* START Given data *

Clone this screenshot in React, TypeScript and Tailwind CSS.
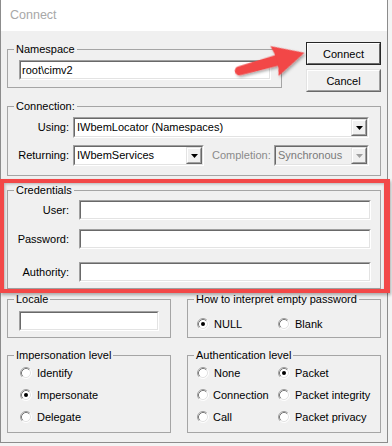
import React from "react";

function Sunken({
  className = "",
  disabled = false,
  children,
}: {
  className?: string;
  disabled?: boolean;
  children?: React.ReactNode;
}) {
  return (
    <div
      className={`border border-t-[#a0a0a0] border-l-[#a0a0a0] border-r-white border-b-white ${className}`}
    >
      <div
        className={`h-full border border-t-[#696969] border-l-[#696969] border-r-[#e3e3e3] border-b-[#e3e3e3] flex items-center ${
          disabled ? "bg-[#f0f0f0]" : "bg-white"
        }`}
      >
        {children}
      </div>
    </div>
  );
}

function Combo({
  text,
  className = "",
  disabled = false,
}: {
  text: string;
  className?: string;
  disabled?: boolean;
}) {
  return (
    <Sunken className={`h-[21px] ${className}`} disabled={disabled}>
      <span
        className={`flex-1 pl-[2px] whitespace-nowrap overflow-hidden leading-[15px] ${
          disabled ? "text-[#7a7a7a]" : "text-black"
        }`}
      >
        {text}
      </span>
      <div className="h-full w-[16px] border border-t-[#e3e3e3] border-l-[#e3e3e3] border-r-[#696969] border-b-[#696969] bg-[#f0f0f0]">
        <div className="h-full border border-t-white border-l-white border-r-[#a0a0a0] border-b-[#a0a0a0] flex items-center justify-center">
          <svg width="7" height="4" viewBox="0 0 7 4">
            <path d="M0 0H7L3.5 4Z" fill={disabled ? "#a0a0a0" : "#000"} />
          </svg>
        </div>
      </div>
    </Sunken>
  );
}

function Radio({ checked = false }: { checked?: boolean }) {
  return (
    <svg width="12" height="12" viewBox="0 0 12 12" className="shrink-0">
      <circle cx="6" cy="6" r="5" fill="#fff" />
      <path d="M2.11 9.89 A5.5 5.5 0 0 1 9.89 2.11" stroke="#a0a0a0" fill="none" />
      <path d="M9.89 2.11 A5.5 5.5 0 0 1 2.11 9.89" stroke="#ffffff" fill="none" />
      <path d="M2.82 9.18 A4.5 4.5 0 0 1 9.18 2.82" stroke="#7a7a7a" fill="none" />
      <path d="M9.18 2.82 A4.5 4.5 0 0 1 2.82 9.18" stroke="#e3e3e3" fill="none" />
      {checked && <circle cx="6" cy="6" r="2" fill="#000" />}
    </svg>
  );
}

function RadioItem({
  label,
  checked = false,
  className = "",
}: {
  label: string;
  checked?: boolean;
  className?: string;
}) {
  return (
    <div className={`flex items-center ${className}`}>
      <Radio checked={checked} />
      <span className="ml-[5px] leading-[14px]">{label}</span>
    </div>
  );
}

function Group({
  label,
  className = "",
  children,
}: {
  label: string;
  className?: string;
  children?: React.ReactNode;
}) {
  return (
    <fieldset className={`border border-[#a5a5a5] m-0 p-0 min-w-0 ${className}`}>
      <legend className="ml-[6px] px-[2px] leading-[14px] text-black">{label}</legend>
      {children}
    </fieldset>
  );
}

function Button({ label, isDefault = false }: { label: string; isDefault?: boolean }) {
  return (
    <div
      className={`w-[75px] h-[23px] border bg-[#f0f0f0] ${
        isDefault ? "border-[#262626]" : "border-t-[#e3e3e3] border-l-[#e3e3e3] border-r-[#696969] border-b-[#696969]"
      }`}
    >
      <div
        className={`h-full border flex items-center justify-center leading-[14px] ${
          isDefault
            ? "border-t-white border-l-white border-r-[#696969] border-b-[#696969]"
            : "border-t-white border-l-white border-r-[#a0a0a0] border-b-[#a0a0a0]"
        }`}
      >
        {label}
      </div>
    </div>
  );
}

export default function App() {
  return (
    <div className="relative w-[392px] h-[446px] overflow-hidden bg-[#f4f4f4] font-['Liberation_Sans',Arial,sans-serif] text-[11px] text-black">
      <div className="w-[388px] h-[443px] border-l border-r border-b border-[#8c8c8c] bg-[#f0f0f0] flex flex-col">
        <div className="h-[31px] bg-white flex items-center pl-[9px] text-[12.5px] text-[#a8a8a8] shrink-0">
          Connect
        </div>
        <div className="pl-[6px] pt-[11px] flex flex-col">
          {/* Row 1 */}
          <div className="flex items-start">
            <Group label="Namespace" className="w-[275px]">
              <div className="pt-[4px] pb-[7px] pl-[11px] pr-[10px]">
                <Sunken className="h-[20px]">
                  <span className="pl-[1px] leading-[14px]">root\cimv2</span>
                </Sunken>
              </div>
            </Group>
            <div className="ml-[24px] flex flex-col gap-[4px]">
              <Button label="Connect" isDefault />
              <Button label="Cancel" />
            </div>
          </div>

          {/* Connection */}
          <Group label="Connection:" className="w-[374px] mt-[7px]">
            <div className="pt-[4px] pb-[9px] pr-[11px] flex flex-col gap-[7px]">
              <div className="flex items-center">
                <span className="w-[61px] text-right">Using:</span>
                <Combo text="IWbemLocator (Namespaces)" className="ml-[4px] flex-1" />
              </div>
              <div className="flex items-center">
                <span className="w-[61px] text-right">Returning:</span>
                <Combo text="IWbemServices" className="ml-[4px] w-[131px]" />
                <span className="ml-[8px] text-[#8a8a8a]">Completion:</span>
                <Combo text="Synchronous" className="ml-auto w-[95px]" disabled />
              </div>
            </div>
          </Group>

          {/* Credentials */}
          <Group label="Credentials" className="w-[374px] mt-[7px]">
            <div className="pt-[3px] pb-[6px] pr-[9px] flex flex-col">
              <div className="flex items-center">
                <span className="w-[61px] text-right">User:</span>
                <Sunken className="ml-[10px] flex-1 h-[20px]" />
              </div>
              <div className="flex items-center mt-[9px]">
                <span className="w-[61px] text-right">Password:</span>
                <Sunken className="ml-[10px] flex-1 h-[20px]" />
              </div>
              <div className="flex items-center mt-[13px]">
                <span className="w-[61px] text-right">Authority:</span>
                <Sunken className="ml-[10px] flex-1 h-[20px]" />
              </div>
            </div>
          </Group>

          {/* Row 4 */}
          <div className="flex items-stretch mt-[3px]">
            <Group label="Locale" className="w-[164px]">
              <div className="pt-[5px] pb-[6px] pl-[11px] pr-[11px]">
                <Sunken className="h-[20px]" />
              </div>
            </Group>
            <Group label="How to interpret empty password" className="w-[194px] ml-[16px]">
              <div className="pt-[11px] pl-[9px] flex items-center">
                <RadioItem label="NULL" checked className="w-[81px]" />
                <RadioItem label="Blank" />
              </div>
            </Group>
          </div>

          {/* Row 5 */}
          <div className="flex items-stretch mt-[10px]">
            <Group label="Impersonation level" className="w-[164px]">
              <div className="pl-[12px] pb-[4px] flex flex-col">
                <RadioItem label="Identify" className="h-[22px]" />
                <RadioItem label="Impersonate" checked className="h-[22px]" />
                <RadioItem label="Delegate" className="h-[22px]" />
              </div>
            </Group>
            <Group label="Authentication level" className="w-[194px] ml-[16px]">
              <div className="pl-[9px] pb-[4px] grid grid-cols-[81px_auto]">
                <RadioItem label="None" className="h-[22px]" />
                <RadioItem label="Packet" checked className="h-[22px]" />
                <RadioItem label="Connection" className="h-[22px] [&>span]:ml-[4px]" />
                <RadioItem label="Packet integrity" className="h-[22px]" />
                <RadioItem label="Call" className="h-[22px] [&>span]:ml-[4px]" />
                <RadioItem label="Packet privacy" className="h-[22px]" />
              </div>
            </Group>
          </div>
        </div>
      </div>

      {/* Red highlight annotation */}
      <div className="absolute left-0 top-[179px] w-[390px] h-[114px] border-4 border-r-[6px] border-[#f24848] shadow-[inset_1px_1px_3px_rgba(0,0,0,0.25),1px_2px_3px_rgba(0,0,0,0.3)] pointer-events-none" />

      {/* Red arrow annotation */}
      <svg className="absolute left-0 top-0 pointer-events-none" width="392" height="110" viewBox="0 0 392 110">
        <defs>
          <filter id="arrowShadow" x="-20%" y="-40%" width="140%" height="180%">
            <feDropShadow dx="1" dy="2" stdDeviation="1.5" floodColor="#000" floodOpacity="0.35" />
          </filter>
        </defs>
        <g transform="translate(235 72) rotate(-15.5)" filter="url(#arrowShadow)">
          <path d="M4.5 -4.5 L44 -5.5 L44 5.5 L4.5 4.5 A4.5 4.5 0 0 1 4.5 -4.5 Z" fill="#f24646" />
          <path d="M41 -15.5 L72 0 L41 15.5 Q46 0 41 -15.5 Z" fill="#f24646" />
        </g>
      </svg>
    </div>
  );
}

* END Given data *

» Work required
Check every line in the material above for the string "React", then give only the number of lines that have it.

» Result
4